Richard Gust, lifelong village resident and retired head plumbing inspector for Lake County, is running for mayor. He has been a trustee for nearly 13 years.
“I got involved in public service because there are so many things I can do to help,” he said. Gust added that being retired gives him the extra time that he would need if elected.
As mayor, Gust said he would like to work on having more water lines installed in the village that still has a number of residents on wells.
Allowing residents to vote on issues is an important mode of operation Gust would implement. “For instance, we are discussing selecting one garbage pick-up service, at a discount,” said Gust. “I think residents should be able to vote on this.” (Currently, homeowners have multiple choices for garbage service and often times the fees are costly).
Gust believes in reaching out to others and having an open-door policy. “I think you get more accomplished that way — sit down with one another. That’s the best way to keep things moving forward,” he said.
As trustee, he has taken on the responsibility of chairman of the village’s parks and recreation committee and has become quite fond of it. It is seldom that Gust has nothing to comment on regarding park events in town.
Gust announced plans for a new multi-purpose building at Founder’s Park which will be “good for the people,” including many seniors who benefit from village programs.
Working with teen court in Beach Park over the past year has been fulfilling for Gust. “If I could help just one or two kids stay out of jail, it’s well worth it,” he said.
Linda Sittig, a trustee since 2007, is seeking a term as mayor. Previously, she ran unsuccessfully for the post.
Sittig feels she is an ideal candidate for mayor because she does not work outside the home and would be available 24/7. “I feel the residents deserve to the represented in a full time manner,” she said.
Active participation in the village is something Sittig is known for. “I like to take an active role in our community and my attendance with meetings, scheduled events and outside events reflects this,” she said. “Public service is my passion.”
A resident of the village for 25 years, Sittig has a background in finance, previously working as a loan originator for a mortgage brokerage firm. As trustee, she led the creation of a finance committee for Beach Park.
Finances in the village and spending “well over six figures” on legal fees pertaining to the TIF districts is something that concerns her. “I believe that all finances need to be thoroughly examined to find new efficiencies to save taxpayers money,” said Sittig.
More transparency and improved communication to residents by way of newsletter, Web site and social media is important, she added.
Sittig has implemented an emergency-operations plan for the safety of village residents, and is involved in neighborhood-watch programs. By utilizing resources though the sheriff’s department, she has organized a recent internet safety class for seniors.
Sittig is a member of the Lake County Mounted Posse as well as the local Moose Lodge.
Running for mayor is retired baking-company sales manager David O’Rear. He is no newcomer to the village. The 26-year resident had served two terms as Beach Park trustee under the late mayor Jensen. O’Rear was mayor pro-tem, and also on the planning and zoning board.
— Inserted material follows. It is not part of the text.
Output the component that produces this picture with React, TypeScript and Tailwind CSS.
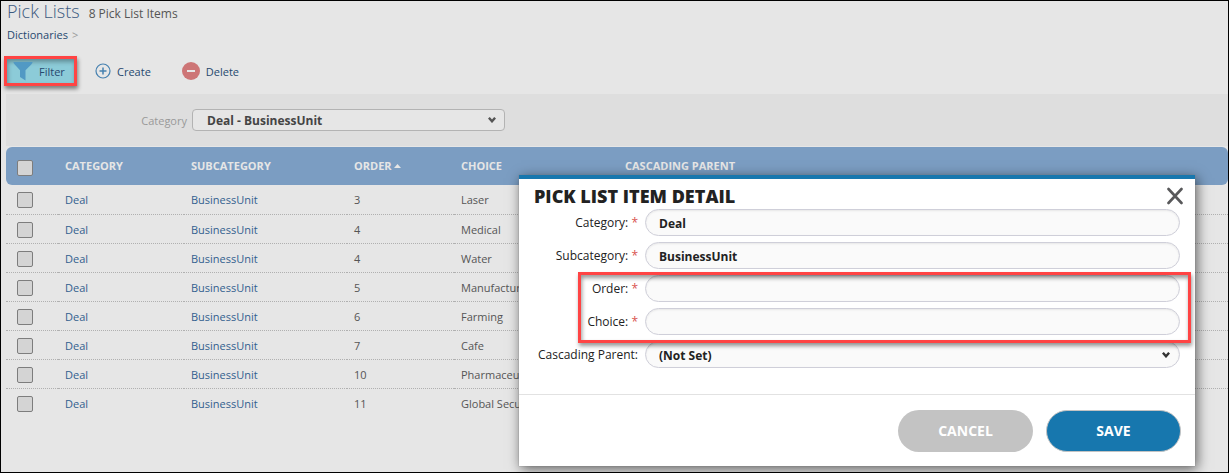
import React, { useState } from 'react';

interface PickListItem {
  id: number;
  order: number;
  choice: string;
}

const items: PickListItem[] = [
  { id: 1, order: 3, choice: 'Laser' },
  { id: 2, order: 4, choice: 'Medical' },
  { id: 3, order: 4, choice: 'Water' },
  { id: 4, order: 5, choice: 'Manufacturing' },
  { id: 5, order: 6, choice: 'Farming' },
  { id: 6, order: 7, choice: 'Cafe' },
  { id: 7, order: 10, choice: 'Pharmaceutical' },
  { id: 8, order: 11, choice: 'Global Security' },
];

const FunnelIcon = () => (
  <svg width="20" height="20" viewBox="0 0 20 20" fill="#5199c4" aria-hidden="true">
    <path d="M0.500 1h19c0 1-.5 1.700-1.200 2.400L12.500 9.200V19.500L7 16V9.200L1.700 3.400C1 2.700.5 2 .5 1z" />
  </svg>
);

const PlusIcon = () => (
  <svg width="16" height="16" viewBox="0 0 16 16" fill="none" stroke="#4681b0" aria-hidden="true">
    <circle cx="8" cy="8" r="7" strokeWidth="1.2" />
    <path d="M8 4.500v7M4.500 8h7" strokeWidth="1.500" />
  </svg>
);

const MinusIcon = () => (
  <svg width="18" height="18" viewBox="0 0 18 18" aria-hidden="true">
    <circle cx="9" cy="9" r="9" fill="#cd7576" />
    <path d="M5 9h8" stroke="#e6e6e6" strokeWidth="2" />
  </svg>
);

const CloseIcon = () => (
  <svg width="16" height="18" viewBox="0 0 16 18" fill="none" stroke="#58585a" strokeWidth="2.600" strokeLinecap="round" aria-hidden="true">
    <path d="M1.500 2l13 14M14.500 2l-13 14" />
  </svg>
);

const Chevron = ({ className }: { className: string }) => (
  <svg width="8" height="6" viewBox="0 0 8 6" fill="none" strokeWidth="2.400" aria-hidden="true" className={`pointer-events-none absolute top-1/2 -translate-y-1/2 ${className}`}>
    <path d="M0.900 0.800L4 4.300l3.100-3.500" />
  </svg>
);

const Checkbox = ({ label }: { label: string }) => (
  <input
    type="checkbox"
    aria-label={label}
    className="block size-4 appearance-none rounded-xs border border-[#7d7d7d] bg-[#d4d4d4] checked:bg-[#7b9dc2]"
  />
);

interface FieldProps {
  id: string;
  label: string;
  required?: boolean;
  children: React.ReactNode;
}

const Field = ({ id, label, required, children }: FieldProps) => (
  <div className="flex items-center gap-[7px]">
    <label htmlFor={id} className="w-[104px] shrink-0 text-right text-xs whitespace-nowrap text-[#222]">
      {label}:{required && <span className="text-[#d9534f]"> *</span>}
    </label>
    <div className="relative flex-1">{children}</div>
  </div>
);

const fieldClass =
  'block h-[27px] w-full appearance-none rounded-full border border-[#cfcfd9] bg-[#fafafa] px-[13px] pt-[2px] text-xs font-bold text-[#222] shadow-[inset_0_1px_2px_rgba(0,0,0,0.08)] outline-none';

const PickListDialog = ({ onClose }: { onClose: () => void }) => {
  const [order, setOrder] = useState('');
  const [choice, setChoice] = useState('');

  return (
    <div
      role="dialog"
      aria-labelledby="dialog-title"
      className="absolute top-[174px] right-[33px] w-[676px] border-t-4 border-[#1777ae] bg-white shadow-[0_0_1px_#777,2px_3px_12px_rgba(0,0,0,0.6)]"
    >
      <div className="flex h-[30px] items-center justify-between pr-3 pl-[15px] pt-[4px]">
        <h2 id="dialog-title" className="text-lg font-extrabold text-[#222]">PICK LIST ITEM DETAIL</h2>
        <button onClick={onClose} aria-label="Close"><CloseIcon /></button>
      </div>

      <form className="relative flex flex-col gap-[6px] pr-[15px] pb-[26px] pl-[15px]">
        <Field id="category" label="Category" required>
          <input id="category" className={fieldClass} defaultValue="Deal" />
        </Field>
        <Field id="subcategory" label="Subcategory" required>
          <input id="subcategory" className={fieldClass} defaultValue="BusinessUnit" />
        </Field>
        <Field id="order" label="Order" required>
          <input id="order" className={fieldClass} value={order} onChange={(e) => setOrder(e.target.value)} />
        </Field>
        <Field id="choice" label="Choice" required>
          <input id="choice" className={fieldClass} value={choice} onChange={(e) => setChoice(e.target.value)} />
        </Field>
        <Field id="parent" label="Cascading Parent">
          <select id="parent" className={fieldClass}>
            <option>(Not Set)</option>
          </select>
          <Chevron className="right-[10px] stroke-[#333]" />
        </Field>
        {/* Highlight around the fields left to fill in */}
        <div className="pointer-events-none absolute top-[63px] right-1 left-[59px] h-[71px] border-3 border-[#ff4444] shadow-[1px_3px_4px_rgba(0,0,0,0.4),inset_1px_3px_4px_rgba(0,0,0,0.4)]" />
      </form>

      <div className="flex justify-end gap-[13px] border-t border-[#e2e2e2] pt-[15px] pr-[14px] pb-[14px] text-sm font-bold text-white">
        <button onClick={onClose} className="h-[42px] w-[135px] rounded-full bg-[#c3c3c3]">CANCEL</button>
        <button className="h-[42px] w-[135px] rounded-full border border-[#c3c3c3] bg-[#1777ae]">SAVE</button>
      </div>
    </div>
  );
};

export default function App() {
  const [isDialogOpen, setIsDialogOpen] = useState(true);

  return (
    <div className="relative min-h-screen overflow-hidden border border-black bg-[#e6e6e6] pl-[5px] font-['Open_Sans',sans-serif] text-[11px] text-[#555]">
      <header className="pl-px">
        <div className="flex h-6 items-baseline gap-[9px]">
          <h1 className="text-lg leading-5 font-light text-[#3c5a80]">Pick Lists</h1>
          <span className="text-xs leading-4">8 Pick List Items</span>
        </div>
        <nav className="flex h-5 items-center gap-1">
          <a href="#dictionaries" className="text-[#27496f]">Dictionaries</a>
          <span className="text-[#999]">&gt;</span>
        </nav>
      </header>

      <div className="flex h-[49px] items-center gap-[22px] pt-[3px] text-[#27496f]">
        <button className="-ml-[2px] flex h-[30px] w-[73px] items-center gap-[6px] border-3 border-[#ff4444] bg-[#8ccbd8] pl-[6px] shadow-[1px_3px_4px_rgba(0,0,0,0.45),inset_1px_3px_4px_rgba(0,0,0,0.3)]">
          <FunnelIcon />
          <span className="pt-[2px]">Filter</span>
        </button>
        <button onClick={() => setIsDialogOpen(true)} className="-ml-[4px] flex items-center gap-[6px]">
          <PlusIcon />
          <span className="pt-[2px]">Create</span>
        </button>
        <button className="ml-[9px] flex items-center gap-[6px]">
          <MinusIcon />
          <span className="pt-[2px]">Delete</span>
        </button>
      </div>

      <main>
        <div className="flex h-[52px] items-center gap-[5px] bg-[#dedede]">
          <label htmlFor="filter-category" className="w-[181px] pt-[2px] text-right text-[#999]">Category</label>
          <div className="relative w-[313px]">
            <select
              id="filter-category"
              className="block h-[22px] w-full appearance-none rounded-sm border border-[#b3b3b3] bg-[#e6e6e6] px-[14px] pt-px text-xs font-bold text-[#444]"
            >
              <option>Deal - BusinessUnit</option>
            </select>
            <Chevron className="right-[9px] stroke-[#555]" />
          </div>
        </div>

        <table className="mt-px w-full table-fixed border-separate border-spacing-0 text-left">
          <colgroup>
            <col className="w-[52px]" />
            <col className="w-[126px]" />
            <col className="w-[163px]" />
            <col className="w-[107px]" />
            <col className="w-[164px]" />
            <col />
          </colgroup>
          <thead>
            <tr className="h-[38px] text-[#e6e6e6] *:bg-[#7b9dc2] *:px-[7px]">
              <th className="rounded-l-md"><div className="pt-[4px] pl-[4px]"><Checkbox label="Select all" /></div></th>
              <th>CATEGORY</th>
              <th>SUBCATEGORY</th>
              <th>
                <span className="flex items-center gap-[2px]">
                  ORDER
                  <svg width="7" height="4" viewBox="0 0 7 4" fill="#e6e6e6" aria-hidden="true"><path d="M0 4l3.500-4L7 4z" /></svg>
                </span>
              </th>
              <th>CHOICE</th>
              <th className="rounded-r-md">CASCADING PARENT</th>
            </tr>
          </thead>
          <tbody className="leading-4">
            {items.map((item) => (
              <tr key={item.id} className="h-[29px] *:border-b *:border-dotted *:border-[#b0b0b0] *:px-[7px] *:pt-[7px] *:align-top first:h-[30px] last:*:border-transparent">
                <td><div className="pl-[4px]"><Checkbox label={`Select ${item.choice}`} /></div></td>
                <td><a href="#deal" className="text-[#335f8f]">Deal</a></td>
                <td><a href="#business-unit" className="text-[#335f8f]">BusinessUnit</a></td>
                <td>{item.order}</td>
                <td>{item.choice}</td>
                <td />
              </tr>
            ))}
          </tbody>
        </table>
      </main>

      {isDialogOpen && <PickListDialog onClose={() => setIsDialogOpen(false)} />}
    </div>
  );
}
A priority, he said, would be to lengthen village board meetings and offer additional information to audience members.
“I would like to see more discussion, more involvement by the trustees, and more discussion in front of the people,” he said. “Also, because of the short meetings, I feel people aren’t taking the time to attend. There is enough to be discussed in this village and I feel that no meeting should be discussed in less than one hour,” said O’Rear.
More stringent code enforcement in Beach Park is another issue important to O’Rear. “We have great schools, a fine street department, and the Lake County Sheriff’s Department is doing a good job. But we have to try to get the pride back into the community, and make sure people care for their properties,” he said.
Another issue important to O’Rear is honing relationships between the village and the state, the county and the forest preserve district. “I would like to see a better working arrangement with them,” he said.